Goal:
Pull out every line in the data that has the string "index" in it.

Dataset content:
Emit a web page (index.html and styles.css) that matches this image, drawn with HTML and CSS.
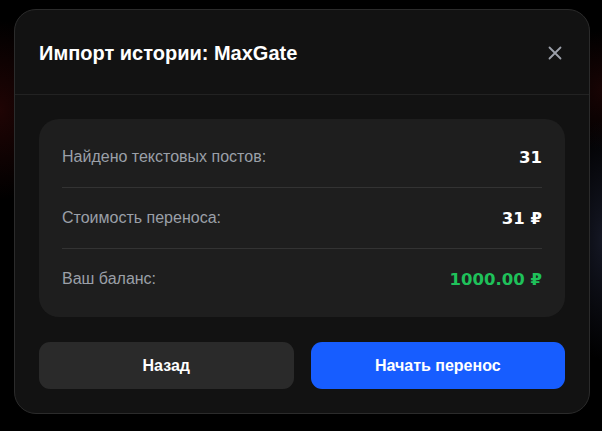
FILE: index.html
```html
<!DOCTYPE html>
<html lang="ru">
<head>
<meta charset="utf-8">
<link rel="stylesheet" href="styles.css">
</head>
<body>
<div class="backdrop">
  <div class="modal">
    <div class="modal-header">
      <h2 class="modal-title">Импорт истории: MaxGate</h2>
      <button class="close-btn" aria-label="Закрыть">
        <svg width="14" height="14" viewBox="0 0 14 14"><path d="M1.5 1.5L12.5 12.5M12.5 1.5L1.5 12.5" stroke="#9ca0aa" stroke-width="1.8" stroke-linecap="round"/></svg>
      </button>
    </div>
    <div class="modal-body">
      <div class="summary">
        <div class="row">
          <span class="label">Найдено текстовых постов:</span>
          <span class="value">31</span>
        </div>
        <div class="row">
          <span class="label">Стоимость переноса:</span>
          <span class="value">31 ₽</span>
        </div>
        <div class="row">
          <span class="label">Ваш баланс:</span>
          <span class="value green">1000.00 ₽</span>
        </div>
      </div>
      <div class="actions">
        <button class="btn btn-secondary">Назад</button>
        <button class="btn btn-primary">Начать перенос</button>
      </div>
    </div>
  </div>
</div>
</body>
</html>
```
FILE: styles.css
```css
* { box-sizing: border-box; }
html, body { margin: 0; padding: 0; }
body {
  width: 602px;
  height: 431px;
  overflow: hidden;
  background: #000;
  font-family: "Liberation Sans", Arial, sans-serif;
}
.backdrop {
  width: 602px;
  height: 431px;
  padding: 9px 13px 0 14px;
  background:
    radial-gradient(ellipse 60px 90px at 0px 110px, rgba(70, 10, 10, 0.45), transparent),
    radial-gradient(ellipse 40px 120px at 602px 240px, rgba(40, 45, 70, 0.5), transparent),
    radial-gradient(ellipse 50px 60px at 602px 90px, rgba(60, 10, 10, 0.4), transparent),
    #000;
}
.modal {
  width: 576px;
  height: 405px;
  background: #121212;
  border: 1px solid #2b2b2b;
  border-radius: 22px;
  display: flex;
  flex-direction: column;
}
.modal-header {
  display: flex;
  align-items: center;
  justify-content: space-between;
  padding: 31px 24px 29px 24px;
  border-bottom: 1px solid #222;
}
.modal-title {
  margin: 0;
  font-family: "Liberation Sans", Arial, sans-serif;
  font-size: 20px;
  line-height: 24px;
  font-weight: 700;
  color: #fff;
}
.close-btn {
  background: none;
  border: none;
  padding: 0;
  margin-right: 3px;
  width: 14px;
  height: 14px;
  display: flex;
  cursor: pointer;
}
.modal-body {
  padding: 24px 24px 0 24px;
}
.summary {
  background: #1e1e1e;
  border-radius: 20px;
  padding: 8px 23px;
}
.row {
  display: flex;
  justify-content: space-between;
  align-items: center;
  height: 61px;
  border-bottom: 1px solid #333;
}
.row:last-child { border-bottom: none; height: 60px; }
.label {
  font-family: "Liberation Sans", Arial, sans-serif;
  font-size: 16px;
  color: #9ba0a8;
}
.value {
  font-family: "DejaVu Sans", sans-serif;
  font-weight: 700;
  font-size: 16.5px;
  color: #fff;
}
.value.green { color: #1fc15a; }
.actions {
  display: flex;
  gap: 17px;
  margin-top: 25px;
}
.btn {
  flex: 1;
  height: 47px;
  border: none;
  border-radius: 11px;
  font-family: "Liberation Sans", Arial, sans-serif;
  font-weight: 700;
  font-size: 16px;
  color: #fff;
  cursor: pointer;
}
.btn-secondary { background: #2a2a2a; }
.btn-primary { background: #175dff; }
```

The reply:
Emit a web page (index.html and styles.css) that matches this image, drawn with HTML and CSS.
FILE: index.html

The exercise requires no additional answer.